The exercise:
Search the material below for the word "screenshot" and copy every line in which it occurs.

Data lines:
######

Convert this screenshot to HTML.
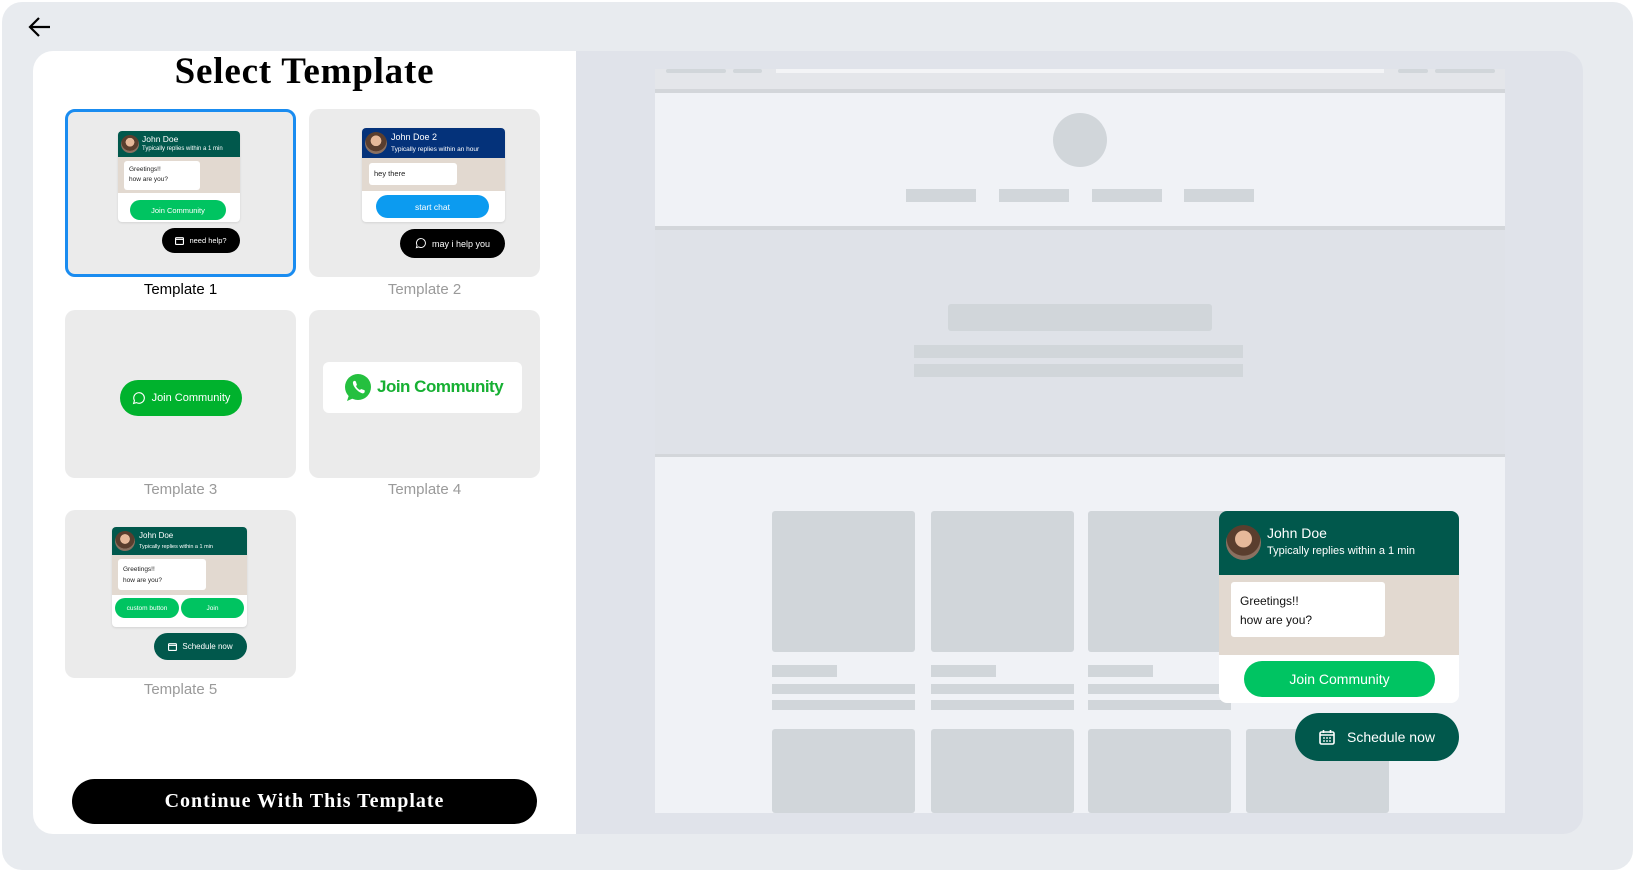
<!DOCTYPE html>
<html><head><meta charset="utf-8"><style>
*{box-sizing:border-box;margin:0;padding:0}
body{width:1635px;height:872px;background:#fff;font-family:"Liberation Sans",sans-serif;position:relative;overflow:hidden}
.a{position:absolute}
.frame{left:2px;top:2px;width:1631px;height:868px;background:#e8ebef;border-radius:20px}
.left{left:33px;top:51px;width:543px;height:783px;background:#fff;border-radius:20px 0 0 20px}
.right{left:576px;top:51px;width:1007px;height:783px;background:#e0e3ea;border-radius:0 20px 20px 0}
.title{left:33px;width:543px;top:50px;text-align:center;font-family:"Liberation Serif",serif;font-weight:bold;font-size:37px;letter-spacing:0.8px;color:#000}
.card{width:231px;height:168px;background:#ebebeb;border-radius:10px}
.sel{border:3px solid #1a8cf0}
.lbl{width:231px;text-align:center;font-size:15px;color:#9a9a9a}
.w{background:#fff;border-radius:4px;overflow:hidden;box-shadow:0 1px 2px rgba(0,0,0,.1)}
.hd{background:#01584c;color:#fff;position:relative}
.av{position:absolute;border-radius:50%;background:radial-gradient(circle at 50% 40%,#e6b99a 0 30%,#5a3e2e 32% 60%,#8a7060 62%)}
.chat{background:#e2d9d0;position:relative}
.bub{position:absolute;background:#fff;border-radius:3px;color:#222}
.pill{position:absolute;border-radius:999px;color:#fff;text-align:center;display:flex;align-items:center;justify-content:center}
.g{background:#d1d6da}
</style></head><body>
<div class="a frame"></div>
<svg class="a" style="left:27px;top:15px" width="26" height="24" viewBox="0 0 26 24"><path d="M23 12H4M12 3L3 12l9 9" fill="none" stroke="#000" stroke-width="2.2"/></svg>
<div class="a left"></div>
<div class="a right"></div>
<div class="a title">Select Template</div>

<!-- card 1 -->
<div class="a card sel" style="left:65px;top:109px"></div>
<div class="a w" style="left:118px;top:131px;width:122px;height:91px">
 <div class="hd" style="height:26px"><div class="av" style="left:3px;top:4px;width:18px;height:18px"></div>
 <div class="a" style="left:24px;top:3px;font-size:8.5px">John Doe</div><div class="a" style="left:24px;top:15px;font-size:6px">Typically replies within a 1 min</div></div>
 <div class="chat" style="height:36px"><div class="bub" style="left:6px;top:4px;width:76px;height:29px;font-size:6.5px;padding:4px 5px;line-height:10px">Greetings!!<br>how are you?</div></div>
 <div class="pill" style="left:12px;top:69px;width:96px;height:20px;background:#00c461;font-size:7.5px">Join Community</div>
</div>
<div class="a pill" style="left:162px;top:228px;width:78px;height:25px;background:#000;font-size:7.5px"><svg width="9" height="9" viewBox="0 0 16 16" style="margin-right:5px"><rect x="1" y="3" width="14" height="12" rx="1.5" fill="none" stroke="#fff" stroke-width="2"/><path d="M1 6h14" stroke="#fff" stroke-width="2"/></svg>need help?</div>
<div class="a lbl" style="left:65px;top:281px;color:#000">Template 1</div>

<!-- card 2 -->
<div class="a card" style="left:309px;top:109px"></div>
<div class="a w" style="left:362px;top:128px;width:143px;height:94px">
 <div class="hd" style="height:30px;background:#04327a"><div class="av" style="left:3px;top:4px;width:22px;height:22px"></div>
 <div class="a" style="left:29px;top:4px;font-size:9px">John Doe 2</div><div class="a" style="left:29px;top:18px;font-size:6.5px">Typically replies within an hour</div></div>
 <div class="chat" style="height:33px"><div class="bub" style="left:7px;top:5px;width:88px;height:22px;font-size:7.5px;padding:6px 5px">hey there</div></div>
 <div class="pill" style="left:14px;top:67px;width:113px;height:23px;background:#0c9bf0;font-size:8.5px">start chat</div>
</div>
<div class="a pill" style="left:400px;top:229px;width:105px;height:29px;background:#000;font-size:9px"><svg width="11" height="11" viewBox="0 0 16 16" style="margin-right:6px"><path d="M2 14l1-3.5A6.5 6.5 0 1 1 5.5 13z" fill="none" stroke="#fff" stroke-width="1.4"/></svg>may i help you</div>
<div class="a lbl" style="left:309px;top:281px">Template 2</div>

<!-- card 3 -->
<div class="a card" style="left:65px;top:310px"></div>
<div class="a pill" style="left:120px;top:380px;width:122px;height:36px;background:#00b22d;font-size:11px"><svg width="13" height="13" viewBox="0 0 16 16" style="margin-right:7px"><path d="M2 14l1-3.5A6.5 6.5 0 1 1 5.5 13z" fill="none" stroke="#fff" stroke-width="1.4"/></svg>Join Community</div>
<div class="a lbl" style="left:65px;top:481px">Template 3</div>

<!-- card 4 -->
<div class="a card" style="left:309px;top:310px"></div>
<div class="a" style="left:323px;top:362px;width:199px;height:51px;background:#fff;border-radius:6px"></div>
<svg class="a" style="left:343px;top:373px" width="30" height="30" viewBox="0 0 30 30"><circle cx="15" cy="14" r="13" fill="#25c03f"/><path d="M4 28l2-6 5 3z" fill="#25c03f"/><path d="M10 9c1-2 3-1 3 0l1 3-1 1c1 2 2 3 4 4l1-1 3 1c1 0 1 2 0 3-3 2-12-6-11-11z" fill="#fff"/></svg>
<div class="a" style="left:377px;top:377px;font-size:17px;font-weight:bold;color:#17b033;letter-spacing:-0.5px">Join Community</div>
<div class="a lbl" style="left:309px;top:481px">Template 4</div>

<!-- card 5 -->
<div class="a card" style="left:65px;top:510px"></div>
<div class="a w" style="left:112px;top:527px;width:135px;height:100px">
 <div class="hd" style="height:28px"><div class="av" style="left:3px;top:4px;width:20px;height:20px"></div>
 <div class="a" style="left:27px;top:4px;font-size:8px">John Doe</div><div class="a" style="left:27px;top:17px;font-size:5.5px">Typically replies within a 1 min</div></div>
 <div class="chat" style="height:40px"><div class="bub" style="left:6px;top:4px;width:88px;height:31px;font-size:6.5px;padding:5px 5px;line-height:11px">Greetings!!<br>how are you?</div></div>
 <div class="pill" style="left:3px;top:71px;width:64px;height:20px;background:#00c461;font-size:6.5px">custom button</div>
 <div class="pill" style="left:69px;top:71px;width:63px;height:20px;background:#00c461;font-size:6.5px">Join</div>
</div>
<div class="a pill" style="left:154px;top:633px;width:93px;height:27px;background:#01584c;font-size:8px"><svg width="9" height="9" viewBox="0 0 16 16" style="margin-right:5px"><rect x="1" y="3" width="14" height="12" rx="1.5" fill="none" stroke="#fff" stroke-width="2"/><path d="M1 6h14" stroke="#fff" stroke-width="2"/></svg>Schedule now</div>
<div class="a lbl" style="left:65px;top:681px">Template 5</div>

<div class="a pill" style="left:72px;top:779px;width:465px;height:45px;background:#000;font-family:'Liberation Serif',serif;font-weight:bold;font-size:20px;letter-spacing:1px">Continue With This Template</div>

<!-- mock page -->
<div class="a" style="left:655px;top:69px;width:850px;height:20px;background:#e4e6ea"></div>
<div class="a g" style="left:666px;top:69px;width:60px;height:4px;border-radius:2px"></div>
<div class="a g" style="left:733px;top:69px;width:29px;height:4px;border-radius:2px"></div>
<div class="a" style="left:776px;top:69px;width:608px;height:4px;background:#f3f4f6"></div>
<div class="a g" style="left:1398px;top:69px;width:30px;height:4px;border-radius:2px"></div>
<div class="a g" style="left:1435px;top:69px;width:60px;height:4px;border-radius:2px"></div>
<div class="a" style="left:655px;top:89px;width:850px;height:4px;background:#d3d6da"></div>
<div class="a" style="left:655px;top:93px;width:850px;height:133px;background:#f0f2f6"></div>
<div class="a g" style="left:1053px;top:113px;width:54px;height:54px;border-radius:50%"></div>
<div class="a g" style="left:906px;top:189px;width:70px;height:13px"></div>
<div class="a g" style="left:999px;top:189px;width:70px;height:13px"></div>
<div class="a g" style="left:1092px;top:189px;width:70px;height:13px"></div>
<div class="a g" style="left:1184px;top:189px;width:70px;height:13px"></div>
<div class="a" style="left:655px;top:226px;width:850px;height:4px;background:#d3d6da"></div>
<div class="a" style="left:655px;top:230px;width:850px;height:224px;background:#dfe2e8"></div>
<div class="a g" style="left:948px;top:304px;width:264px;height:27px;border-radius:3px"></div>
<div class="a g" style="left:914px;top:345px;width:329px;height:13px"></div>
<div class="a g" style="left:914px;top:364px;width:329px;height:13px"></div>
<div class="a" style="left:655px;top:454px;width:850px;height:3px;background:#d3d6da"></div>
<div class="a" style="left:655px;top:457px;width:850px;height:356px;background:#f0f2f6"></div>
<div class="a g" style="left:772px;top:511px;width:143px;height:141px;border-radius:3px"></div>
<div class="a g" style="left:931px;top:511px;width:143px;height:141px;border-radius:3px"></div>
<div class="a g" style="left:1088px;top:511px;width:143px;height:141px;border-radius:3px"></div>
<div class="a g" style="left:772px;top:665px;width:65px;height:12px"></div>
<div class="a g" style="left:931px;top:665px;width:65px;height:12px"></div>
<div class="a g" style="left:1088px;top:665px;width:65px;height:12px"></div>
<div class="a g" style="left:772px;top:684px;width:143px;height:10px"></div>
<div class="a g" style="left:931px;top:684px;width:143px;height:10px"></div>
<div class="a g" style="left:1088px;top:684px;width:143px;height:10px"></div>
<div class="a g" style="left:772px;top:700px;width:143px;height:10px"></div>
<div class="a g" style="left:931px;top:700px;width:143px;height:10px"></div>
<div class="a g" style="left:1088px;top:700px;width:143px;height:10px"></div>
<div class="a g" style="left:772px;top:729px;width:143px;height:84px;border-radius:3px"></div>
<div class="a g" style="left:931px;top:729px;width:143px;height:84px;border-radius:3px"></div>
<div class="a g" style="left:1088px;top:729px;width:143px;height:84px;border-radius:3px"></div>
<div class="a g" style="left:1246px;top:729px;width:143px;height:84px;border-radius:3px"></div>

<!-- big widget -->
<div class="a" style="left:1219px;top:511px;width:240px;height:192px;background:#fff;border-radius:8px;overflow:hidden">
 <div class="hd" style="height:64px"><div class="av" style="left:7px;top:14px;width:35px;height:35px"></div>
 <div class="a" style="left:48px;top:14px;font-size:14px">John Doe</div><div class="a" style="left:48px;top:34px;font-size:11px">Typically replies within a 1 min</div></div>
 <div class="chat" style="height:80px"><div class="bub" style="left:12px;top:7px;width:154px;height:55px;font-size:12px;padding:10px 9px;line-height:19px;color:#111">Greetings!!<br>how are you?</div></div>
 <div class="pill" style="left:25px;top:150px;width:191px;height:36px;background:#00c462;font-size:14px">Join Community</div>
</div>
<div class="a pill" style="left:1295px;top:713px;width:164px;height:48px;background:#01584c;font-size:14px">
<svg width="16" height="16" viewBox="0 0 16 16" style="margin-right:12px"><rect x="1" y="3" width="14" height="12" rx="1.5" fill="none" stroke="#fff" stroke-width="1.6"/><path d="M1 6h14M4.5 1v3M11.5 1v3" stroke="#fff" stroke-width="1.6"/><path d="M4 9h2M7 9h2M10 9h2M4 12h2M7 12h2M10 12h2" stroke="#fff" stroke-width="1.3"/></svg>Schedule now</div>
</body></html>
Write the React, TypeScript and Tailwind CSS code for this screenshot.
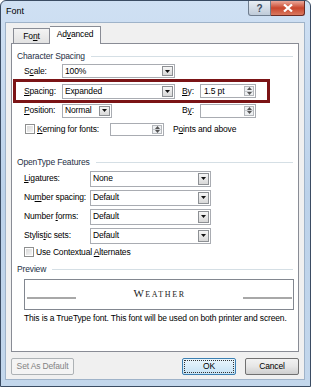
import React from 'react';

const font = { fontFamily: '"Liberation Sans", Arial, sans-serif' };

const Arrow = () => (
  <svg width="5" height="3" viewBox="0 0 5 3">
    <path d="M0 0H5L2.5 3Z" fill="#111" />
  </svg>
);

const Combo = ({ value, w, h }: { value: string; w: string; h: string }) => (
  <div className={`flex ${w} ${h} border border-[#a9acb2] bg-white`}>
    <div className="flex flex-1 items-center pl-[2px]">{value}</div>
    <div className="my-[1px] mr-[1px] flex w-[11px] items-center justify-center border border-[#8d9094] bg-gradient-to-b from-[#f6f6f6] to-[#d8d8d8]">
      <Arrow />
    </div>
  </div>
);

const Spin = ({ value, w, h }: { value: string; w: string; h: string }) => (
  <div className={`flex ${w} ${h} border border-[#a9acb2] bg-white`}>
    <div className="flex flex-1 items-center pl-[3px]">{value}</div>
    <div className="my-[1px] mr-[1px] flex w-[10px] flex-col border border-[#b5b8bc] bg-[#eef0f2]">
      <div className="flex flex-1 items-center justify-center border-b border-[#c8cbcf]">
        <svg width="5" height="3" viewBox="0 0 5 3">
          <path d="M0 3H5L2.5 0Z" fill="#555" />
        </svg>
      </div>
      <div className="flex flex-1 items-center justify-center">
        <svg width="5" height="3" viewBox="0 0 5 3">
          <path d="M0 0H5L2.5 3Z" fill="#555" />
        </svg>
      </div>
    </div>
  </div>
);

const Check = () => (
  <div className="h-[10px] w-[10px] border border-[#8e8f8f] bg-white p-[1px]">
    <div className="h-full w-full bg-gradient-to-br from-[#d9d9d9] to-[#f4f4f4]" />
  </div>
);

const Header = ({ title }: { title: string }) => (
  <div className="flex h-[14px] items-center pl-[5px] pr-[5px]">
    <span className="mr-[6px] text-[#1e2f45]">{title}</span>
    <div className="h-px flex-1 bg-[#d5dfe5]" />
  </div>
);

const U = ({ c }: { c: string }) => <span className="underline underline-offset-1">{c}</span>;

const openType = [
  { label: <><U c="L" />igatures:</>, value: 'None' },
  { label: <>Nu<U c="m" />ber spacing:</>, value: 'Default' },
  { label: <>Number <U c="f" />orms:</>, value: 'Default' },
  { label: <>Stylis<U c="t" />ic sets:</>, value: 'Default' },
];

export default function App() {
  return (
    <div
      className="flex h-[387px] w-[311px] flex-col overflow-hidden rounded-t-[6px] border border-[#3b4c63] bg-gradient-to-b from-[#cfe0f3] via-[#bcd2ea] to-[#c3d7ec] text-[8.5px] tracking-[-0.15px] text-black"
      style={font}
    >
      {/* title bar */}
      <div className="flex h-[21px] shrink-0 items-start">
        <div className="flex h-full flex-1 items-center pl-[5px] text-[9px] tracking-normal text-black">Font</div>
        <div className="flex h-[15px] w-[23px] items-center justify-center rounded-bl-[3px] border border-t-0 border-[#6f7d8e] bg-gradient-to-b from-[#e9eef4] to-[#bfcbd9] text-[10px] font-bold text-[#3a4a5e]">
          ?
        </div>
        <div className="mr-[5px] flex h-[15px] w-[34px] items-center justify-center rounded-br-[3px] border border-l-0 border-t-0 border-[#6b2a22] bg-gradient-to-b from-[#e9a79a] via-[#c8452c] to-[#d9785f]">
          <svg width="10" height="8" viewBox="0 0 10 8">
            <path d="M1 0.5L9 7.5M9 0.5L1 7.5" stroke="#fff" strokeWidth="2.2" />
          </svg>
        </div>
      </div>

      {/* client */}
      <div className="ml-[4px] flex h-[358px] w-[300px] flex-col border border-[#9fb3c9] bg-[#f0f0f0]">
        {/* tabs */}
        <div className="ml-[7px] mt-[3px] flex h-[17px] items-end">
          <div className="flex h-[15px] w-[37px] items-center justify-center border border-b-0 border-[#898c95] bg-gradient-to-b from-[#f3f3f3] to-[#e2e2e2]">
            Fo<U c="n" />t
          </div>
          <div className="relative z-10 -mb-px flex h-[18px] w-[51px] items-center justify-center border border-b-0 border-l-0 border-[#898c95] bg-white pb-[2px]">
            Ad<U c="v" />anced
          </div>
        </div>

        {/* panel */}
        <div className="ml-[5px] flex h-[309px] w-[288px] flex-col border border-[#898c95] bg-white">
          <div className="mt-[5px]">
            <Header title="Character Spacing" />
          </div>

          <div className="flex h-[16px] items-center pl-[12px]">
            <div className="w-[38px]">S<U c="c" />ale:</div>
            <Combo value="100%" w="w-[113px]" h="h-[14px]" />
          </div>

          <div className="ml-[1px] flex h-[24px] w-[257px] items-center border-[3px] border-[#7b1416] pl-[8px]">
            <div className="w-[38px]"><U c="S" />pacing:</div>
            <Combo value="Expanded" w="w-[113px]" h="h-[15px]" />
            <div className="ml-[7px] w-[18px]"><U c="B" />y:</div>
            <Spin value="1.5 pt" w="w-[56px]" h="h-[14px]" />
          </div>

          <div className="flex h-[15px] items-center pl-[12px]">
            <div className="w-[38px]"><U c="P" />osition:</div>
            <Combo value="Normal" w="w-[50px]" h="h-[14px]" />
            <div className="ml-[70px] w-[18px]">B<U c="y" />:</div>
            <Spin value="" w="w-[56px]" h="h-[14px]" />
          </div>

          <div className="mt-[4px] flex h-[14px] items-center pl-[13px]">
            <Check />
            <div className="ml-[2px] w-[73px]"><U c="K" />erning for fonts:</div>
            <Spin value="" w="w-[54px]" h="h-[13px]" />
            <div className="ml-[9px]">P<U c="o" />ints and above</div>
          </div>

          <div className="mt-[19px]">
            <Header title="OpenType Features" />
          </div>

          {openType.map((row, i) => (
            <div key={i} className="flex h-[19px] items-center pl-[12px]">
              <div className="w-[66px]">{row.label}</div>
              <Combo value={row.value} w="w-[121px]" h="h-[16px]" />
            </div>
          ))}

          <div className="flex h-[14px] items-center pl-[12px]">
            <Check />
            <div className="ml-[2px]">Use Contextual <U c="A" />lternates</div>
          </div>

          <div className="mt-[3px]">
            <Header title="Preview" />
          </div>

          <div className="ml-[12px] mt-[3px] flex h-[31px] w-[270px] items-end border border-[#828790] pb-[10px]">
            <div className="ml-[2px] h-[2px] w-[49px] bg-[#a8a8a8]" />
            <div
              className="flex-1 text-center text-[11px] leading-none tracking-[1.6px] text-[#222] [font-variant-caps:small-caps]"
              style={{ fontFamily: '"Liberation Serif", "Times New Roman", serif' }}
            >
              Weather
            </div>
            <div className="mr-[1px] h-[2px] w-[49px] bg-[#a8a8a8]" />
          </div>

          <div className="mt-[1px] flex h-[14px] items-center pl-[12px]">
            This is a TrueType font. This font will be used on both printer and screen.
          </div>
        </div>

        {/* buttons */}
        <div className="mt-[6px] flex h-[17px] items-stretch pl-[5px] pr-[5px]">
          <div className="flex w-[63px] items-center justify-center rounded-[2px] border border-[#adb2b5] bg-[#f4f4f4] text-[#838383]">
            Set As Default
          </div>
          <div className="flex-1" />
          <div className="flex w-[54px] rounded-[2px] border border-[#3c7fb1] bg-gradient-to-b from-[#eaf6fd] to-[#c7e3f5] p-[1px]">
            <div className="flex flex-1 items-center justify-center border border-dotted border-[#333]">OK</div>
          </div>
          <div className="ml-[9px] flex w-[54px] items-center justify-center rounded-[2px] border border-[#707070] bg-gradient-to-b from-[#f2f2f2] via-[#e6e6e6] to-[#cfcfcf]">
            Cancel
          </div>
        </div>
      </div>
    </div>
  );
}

######

Correct result:
Convert this screenshot to HTML.
Write the React, TypeScript and Tailwind CSS code for this screenshot.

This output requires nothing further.